With a variety of habitats including sinkholes, caves, cliffs, and underground rivers, and separated from other outcroppings by lowland areas, karsts support high levels of endemism among insects, snails, fish, plants, bats and other small mammals. Animals that inhabit karsts provide humans with important services including pest control, pollination, and a sustainable source of income (swiftlet nests used for bird nest soup, a Chinese delicacy, are found in karst caves). But karsts are increasingly under threat, especially from mining for cement and marble. An earlier study by Clements showed that limestone quarrying is increasing in Southeast Asia by 5.7 percent a year – the highest rate in the world – to fuel the region’s construction boom. The biodiversity of karsts – especially among animals that move to surrounding areas to feed – is also at risk from destruction of adjacent ecosystems, often by loggers or for agriculture.

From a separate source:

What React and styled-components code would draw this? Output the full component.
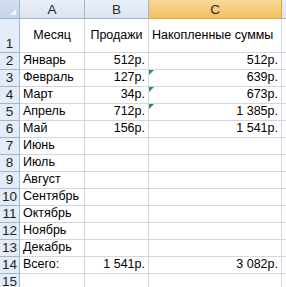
import React from "react";
import styled, { createGlobalStyle, css } from "styled-components";

const Global = createGlobalStyle`
  html, body { margin: 0; padding: 0; background: #fff; }
  body { font-family: "Liberation Sans", Arial, sans-serif; }
`;

const Sheet = styled.div`
  width: 286px;
  height: 287px;
  overflow: hidden;
  display: grid;
  grid-template-columns: 20px 65px 64px 133px 1fr;
  grid-template-rows: 19px 34px repeat(14, 17px);
  font-size: 12.5px;
  color: #000;
  background: #fff;
`;

const Corner = styled.div`
  position: relative;
  box-sizing: border-box;
  background: linear-gradient(#d4def0, #c3d2ea);
  border-right: 1px solid #9eb6ce;
  border-bottom: 1px solid #9eb6ce;

  &::after {
    content: "";
    position: absolute;
    right: 3px;
    bottom: 3px;
    border-left: 6px solid transparent;
    border-bottom: 6px solid #f2f5fb;
  }
`;

const ColHeader = styled.div`
  box-sizing: border-box;
  display: flex;
  align-items: center;
  justify-content: center;
  color: #2b2b2b;
  font-size: 13.5px;
  background: linear-gradient(#eaf0f8, #dbe4f1);
  border-right: 1px solid #9eb6ce;
  border-bottom: 1px solid #9eb6ce;

  ${(p) =>
    p.$selected &&
    css`
      background: linear-gradient(#f9d99a, #f1c05e);
      border-right-color: #e0a93d;
      border-bottom-color: #e0a93d;
    `}
`;

const RowHeader = styled.div`
  box-sizing: border-box;
  display: flex;
  align-items: flex-end;
  justify-content: center;
  padding-bottom: 1px;
  font-size: 13.5px;
  line-height: 15px;
  color: #1f1f1f;
  background: #e4ecf7;
  border-right: 1px solid #9eb6ce;
  border-bottom: 1px solid #9eb6ce;
`;

const Cell = styled.div`
  position: relative;
  box-sizing: border-box;
  display: flex;
  align-items: ${(p) => (p.$tall ? "center" : "flex-end")};
  justify-content: ${(p) =>
    p.$align === "right" ? "flex-end" : p.$align === "center" ? "center" : "flex-start"};
  padding: 0 3px 1px 3px;
  white-space: nowrap;
  line-height: 15px;
  border-right: 1px solid #d0d7e5;
  border-bottom: 1px solid #d0d7e5;

  ${(p) =>
    p.$flag &&
    css`
      &::before {
        content: "";
        position: absolute;
        left: 0;
        top: 0;
        border-top: 5px solid #1f9a37;
        border-right: 5px solid transparent;
      }
    `}
`;

const columns = ["A", "B", "C", ""];

const rows = [
  ["Январь", "512р.", "512р."],
  ["Февраль", "127р.", "639р.", true],
  ["Март", "34р.", "673р.", true],
  ["Апрель", "712р.", "1 385р.", true],
  ["Май", "156р.", "1 541р."],
  ["Июнь", "", ""],
  ["Июль", "", ""],
  ["Август", "", ""],
  ["Сентябрь", "", ""],
  ["Октябрь", "", ""],
  ["Ноябрь", "", ""],
  ["Декабрь", "", ""],
  ["Всего:", "1 541р.", "3 082р."],
];

export default function App() {
  return (
    <>
      <Global />
      <Sheet>
        <Corner />
        {columns.map((c, i) => (
          <ColHeader key={i} $selected={c === "C"}>
            {c}
          </ColHeader>
        ))}

        <RowHeader>1</RowHeader>
        <Cell $tall $align="center">Месяц</Cell>
        <Cell $tall $align="center">Продажи</Cell>
        <Cell $tall>Накопленные суммы</Cell>
        <Cell $tall />

        {rows.map(([month, sales, total, flag], i) => (
          <React.Fragment key={month}>
            <RowHeader>{i + 2}</RowHeader>
            <Cell>{month}</Cell>
            <Cell $align="right">{sales}</Cell>
            <Cell $align="right" $flag={flag}>
              {total}
            </Cell>
            <Cell />
          </React.Fragment>
        ))}

        <RowHeader>15</RowHeader>
        <Cell />
        <Cell />
        <Cell />
        <Cell />
      </Sheet>
    </>
  );
}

Clements says the new study, which is published in the November issue of the journal Biological Conservation, will help set conservation priorities for karsts.

“The protection of karsts has been mainly ad hoc and they are usually spared from quarrying by virtue of being situated within state and national parks, or if they possess some form of aesthetic or cultural value,” he said. “Taking Peninsular Malaysia for example, our results suggest that we should set aside larger karsts on both sides of the Titiwangsa mountain range for protection if we want to maximize the conservation of endemic species. Protecting karsts on one side of the mountain chain is not enough.”

“With our findings, we hope that governments would reconsider issuing mining concessions for larger karsts as they tend to be more biologically important,” Clements said.